Dari sisi kemampuan bayar pinjaman proyek untuk tahun 2011 dan tahun 2012, Proyek FTP-I mengalami defisit sebesar 600 miliar pada tahun 2011 yang diakibatkan oleh keterlambatan COD PLTU Rembang dan rendahnya kualitas PLTU Labuan. Diestimasi operating profit dari proyek pembangkit akan mulai positif pada tahun 2012 seiring dengan banyaknya proyek FTP-I yang COD yaitu sebesar Rp. 5,3 triliun. Akan tetapi, operating profit tersebut masih sedikit lebih kecil dibandingkan dengan beban pembayaran kembali pokok pinjaman tahun 2012 sebesar Rp 5,7 triliun. Untuk beban puncak utang pinjaman FTP-I diperkirakan akan terjadi selama 5 tahun yang dimulai pada tahun semester I tahun 2013 hingga akhir tahun 2017, sedangkan beban puncak utang korporasi akan timbul di 2012.
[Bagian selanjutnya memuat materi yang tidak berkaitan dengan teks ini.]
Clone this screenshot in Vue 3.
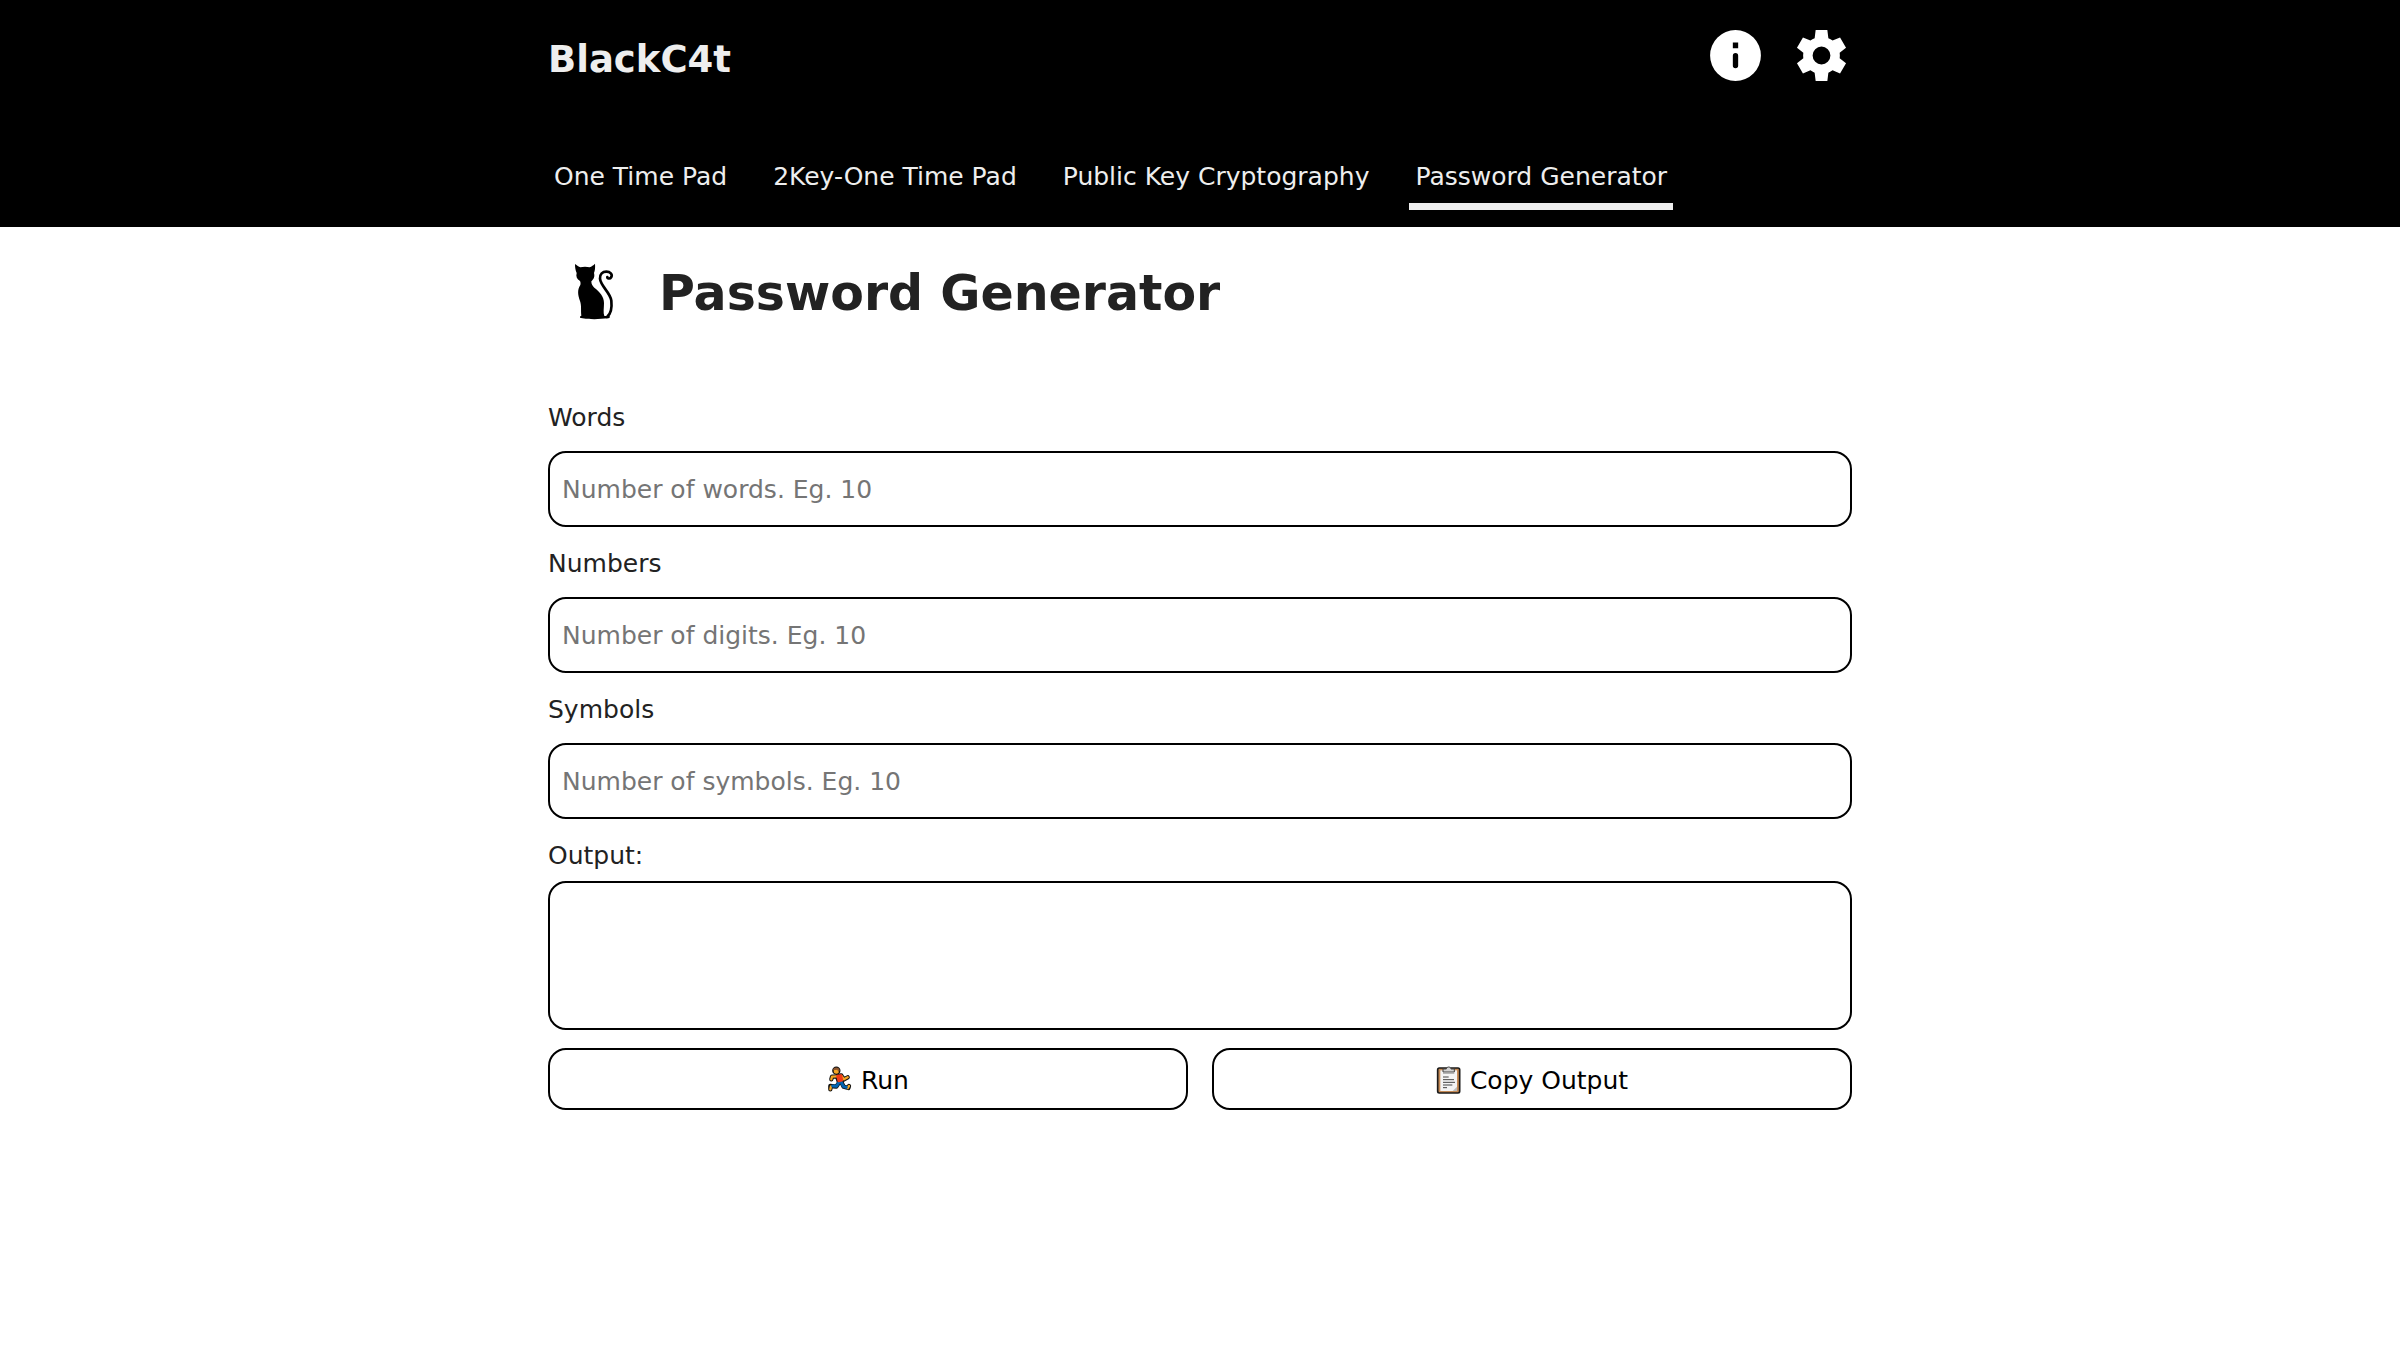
<script setup>
import { ref } from 'vue'

const tabs = ['One Time Pad', '2Key-One Time Pad', 'Public Key Cryptography', 'Password Generator']
const active = ref('Password Generator')

const fields = [
  { id: 'words', label: 'Words', placeholder: 'Number of words. Eg. 10' },
  { id: 'numbers', label: 'Numbers', placeholder: 'Number of digits. Eg. 10' },
  { id: 'symbols', label: 'Symbols', placeholder: 'Number of symbols. Eg. 10' },
]
const values = ref({ words: '', numbers: '', symbols: '' })
const output = ref('')

const wordList = ['amber', 'birch', 'cloud', 'delta', 'ember', 'frost', 'grove', 'harbor', 'iris', 'lunar']
const pick = (source) => source[Math.floor(Math.random() * source.length)]
const many = (count, source) => Array.from({ length: Number(count) || 0 }, () => pick(source))

function run() {
  const { words, numbers, symbols } = values.value
  output.value = [
    many(words, wordList).join('-'),
    many(numbers, '0123456789').join(''),
    many(symbols, '!@#$%^&*?').join(''),
  ].join('')
}

function copyOutput() {
  navigator.clipboard?.writeText(output.value)
}
</script>

<template>
  <header class="top">
    <div class="wrap">
      <div class="bar">
        <a class="brand" href="#">BlackC4t</a>
        <div class="actions">
          <button class="icon" type="button" aria-label="About">
            <svg viewBox="0 0 24 24">
              <path
                fill="#fff"
                fill-rule="evenodd"
                d="M12 2a10 10 0 1 0 0 20 10 10 0 0 0 0-20zM10.950 6.900h2.100v2.200h-2.100zM12 11a1.050 1.050 0 0 1 1.050 1.050v3.900a1.050 1.050 0 0 1-2.100 0v-3.900A1.050 1.050 0 0 1 12 11z"
              />
            </svg>
          </button>
          <button class="icon" type="button" aria-label="Settings">
            <svg viewBox="0 0 24 24">
              <path
                fill="#fff"
                fill-rule="evenodd"
                d="M9.700 2h4.600l.4 3.200c.6.240 1.150.560 1.650.940l2.950-1.200 2.350 4-2.500 1.950c.1.700.1 1.500 0 2.200l2.500 1.950-2.350 4-2.950-1.200c-.5.380-1.050.7-1.650.940l-.4 3.220H9.700l-.4-3.220c-.6-.240-1.150-.560-1.650-.940l-2.950 1.200-2.350-4 2.500-1.950c-.1-.7-.1-1.500 0-2.200L2.350 8.940l2.350-4 2.950 1.200c.5-.380 1.050-.7 1.650-.940zM12 8.500a3.500 3.500 0 1 0 0 7 3.500 3.500 0 0 0 0-7z"
              />
            </svg>
          </button>
        </div>
      </div>
      <nav class="tabs">
        <a
          v-for="tab in tabs"
          :key="tab"
          href="#"
          class="tab"
          :class="{ current: tab === active }"
          @click.prevent="active = tab"
        >{{ tab }}</a>
      </nav>
    </div>
  </header>

  <main class="wrap">
    <div class="heading">
      <svg class="cat" viewBox="0 0 180 210" aria-hidden="true">
        <path
          d="M30 27C36 31 41 35 46 37Q60 34 74 37C80 34 85 31 90 26C91 38 90 46 87 54C90 66 86 72 79 79C79 87 82 93 88 98C104 110 117 125 117 144C117 160 114 172 118 183H130C137 183 137 189 128 190C104 193 72 194 48 189C43 188 44 183 49 182C47 164 50 152 45 138C38 118 37 104 46 90C47 86 47 82 45 78C36 73 32 65 35 54C31 45 30 37 30 27Z"
        />
        <path
          d="M126 186C139 176 141 156 139 137C136 112 107 94 105 71C104 57 113 50 124 50C136 50 143 58 139 66C135 73 126 71 127 66"
          fill="none"
          stroke="#000"
          stroke-width="8"
          stroke-linecap="round"
        />
      </svg>
      <h1>Password Generator</h1>
    </div>

    <form @submit.prevent="run">
      <div v-for="field in fields" :key="field.id" class="field">
        <label :for="field.id">{{ field.label }}</label>
        <input :id="field.id" v-model="values[field.id]" type="text" :placeholder="field.placeholder" />
      </div>
      <div class="field result">
        <label for="output">Output:</label>
        <textarea id="output" v-model="output" readonly></textarea>
      </div>
      <div class="buttons">
        <button class="action" type="submit">
          <svg class="glyph" viewBox="0 0 78 84" aria-hidden="true">
            <g stroke="#111" stroke-width="13" stroke-linecap="round" stroke-linejoin="round" fill="none">
              <circle cx="28" cy="14" r="6" />
              <path d="M30 30 43 28 46 44 35 46Z M43 29 51 40 62 34 M29 31 15 32 13 40 M36 50 28 62 10 60 10 70 M44 50 50 62 64 66 66 60" />
            </g>
            <g stroke-linecap="round" stroke-linejoin="round" fill="none" stroke-width="7">
              <path d="M43 29 51 40 62 34M29 31 15 32 13 40" stroke="#f5a623" />
              <path d="M12 61 10 70M62 66 66 60" stroke="#f5a623" />
              <path d="M36 49 28 61 17 60M43 49 49 61 58 64" stroke="#0063b1" stroke-width="9" />
              <path d="M31 30 42 28 45 43 35 45Z" stroke="#f03a17" fill="#f03a17" />
            </g>
            <circle cx="28" cy="15" r="8" fill="#f5a623" />
            <path d="M18 13C18 2 38 2 38 14L34 18 31 11Z" fill="#8e562e" />
          </svg>
          <span>Run</span>
        </button>
        <button class="action" type="button" @click="copyOutput">
          <svg class="glyph" viewBox="0 0 78 84" aria-hidden="true">
            <rect x="5" y="6" width="66" height="75" rx="5" fill="#c58a55" stroke="#1a1a1a" stroke-width="5" />
            <path d="M13 13H63V75H13Z" fill="#f4f4f4" />
            <path d="M63 62V75H50Z" fill="#bdbdbd" />
            <path d="M21 18V9H31C32 1 44 1 45 9H55V18Z" fill="#d2d2d2" stroke="#444" stroke-width="3" />
            <path d="M21 22H55" stroke="#aaa" stroke-width="3" />
            <path d="M21 33H38M21 41H54M21 49H57M21 57H49M21 65H33" stroke="#444" stroke-width="3" />
          </svg>
          <span>Copy Output</span>
        </button>
      </div>
    </form>
  </main>
</template>

<style>
body {
  margin: 0;
  background: #fff;
}
</style>

<style scoped>
.top,
main {
  font-family: Verdana, 'DejaVu Sans', sans-serif;
  font-size: 25px;
  line-height: 38px;
  color: #222;
}

.wrap {
  box-sizing: border-box;
  width: 100%;
  max-width: 1304px;
  margin: 0 auto;
}

.top {
  background: #000;
  padding: 25px 0 17px;
}

.bar {
  display: flex;
  justify-content: space-between;
  align-items: flex-end;
}

.brand {
  font-size: 37px;
  line-height: 52px;
  font-weight: bold;
  color: #eee;
  text-decoration: none;
}

.actions {
  display: flex;
  gap: 25px;
}

.icon {
  display: block;
  width: 61px;
  height: 61px;
  padding: 0;
  border: 0;
  background: none;
  cursor: pointer;
}

.icon svg {
  display: block;
  width: 100%;
  height: 100%;
}

.tabs {
  display: flex;
  flex-wrap: wrap;
  gap: 34px;
  margin-top: 72px;
}

.tab {
  padding: 0 6px 7px;
  border-bottom: 7px solid transparent;
  color: #eee;
  text-decoration: none;
}

.tab.current {
  border-color: #eee;
}

.heading {
  display: flex;
  align-items: flex-end;
  gap: 34px;
  padding: 28px 0 0 17px;
}

.cat {
  width: 60px;
  height: 70px;
}

h1 {
  margin: 0;
  font-size: 49px;
  line-height: 62px;
}

form {
  margin-top: 74px;
}

.field {
  display: flex;
  flex-direction: column;
  gap: 14px;
  margin-bottom: 18px;
}

.result {
  gap: 6px;
}

input,
textarea,
.action {
  box-sizing: border-box;
  border: 2px solid #000;
  border-radius: 18px;
  background: #fff;
  color: #000;
  font-family: inherit;
  font-size: 25px;
}

input,
textarea {
  display: block;
  width: 100%;
  padding: 0 12px;
}

input {
  height: 76px;
}

textarea {
  height: 149px;
  padding: 12px;
  resize: none;
}

::placeholder {
  color: #757575;
  opacity: 1;
}

.buttons {
  display: grid;
  grid-template-columns: 1fr 1fr;
  gap: 24px;
}

.action {
  display: flex;
  align-items: center;
  justify-content: center;
  gap: 8px;
  height: 62px;
  padding: 2px 12px 0;
  cursor: pointer;
}

.glyph {
  width: 26px;
  height: 28px;
}
</style>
Terkait fungsi pemantauan risiko gagal bayar yang dilakukan oleh Pusat Pengelolaan Risiko Fiskal, berdasarkan kegiatan monitoring dan analisis selama tahun 2011, risiko gagal bayar pinjaman FTP-I untuk tahun 2012 adalah sangat kecil. Hal tersebut juga terkait dengan adanya sumber-sumber pembiayaan korporasi pada tahun 2012 akan mampu menutup kebutuhan investasi selama tahun 2012 termasuk tambahan investasi untuk proyek FTP-I sehingga akan meningkatkan performa dan pendapatan PLTU.
Pandangan dan pendapat yang dikemukakan dalam artikel ini adalah dari penulis dan tidak mencerminkan kebijakan resmi dari Badan Kebijakan Fiskal, Kementerian Keuangan, Republik Indonesia.
The views and opinions expressed in this article are those of the authors and do not necessarily reflect the official policy from Fiscal Policy Agency, Ministry of Finance, Republic of Indonesia.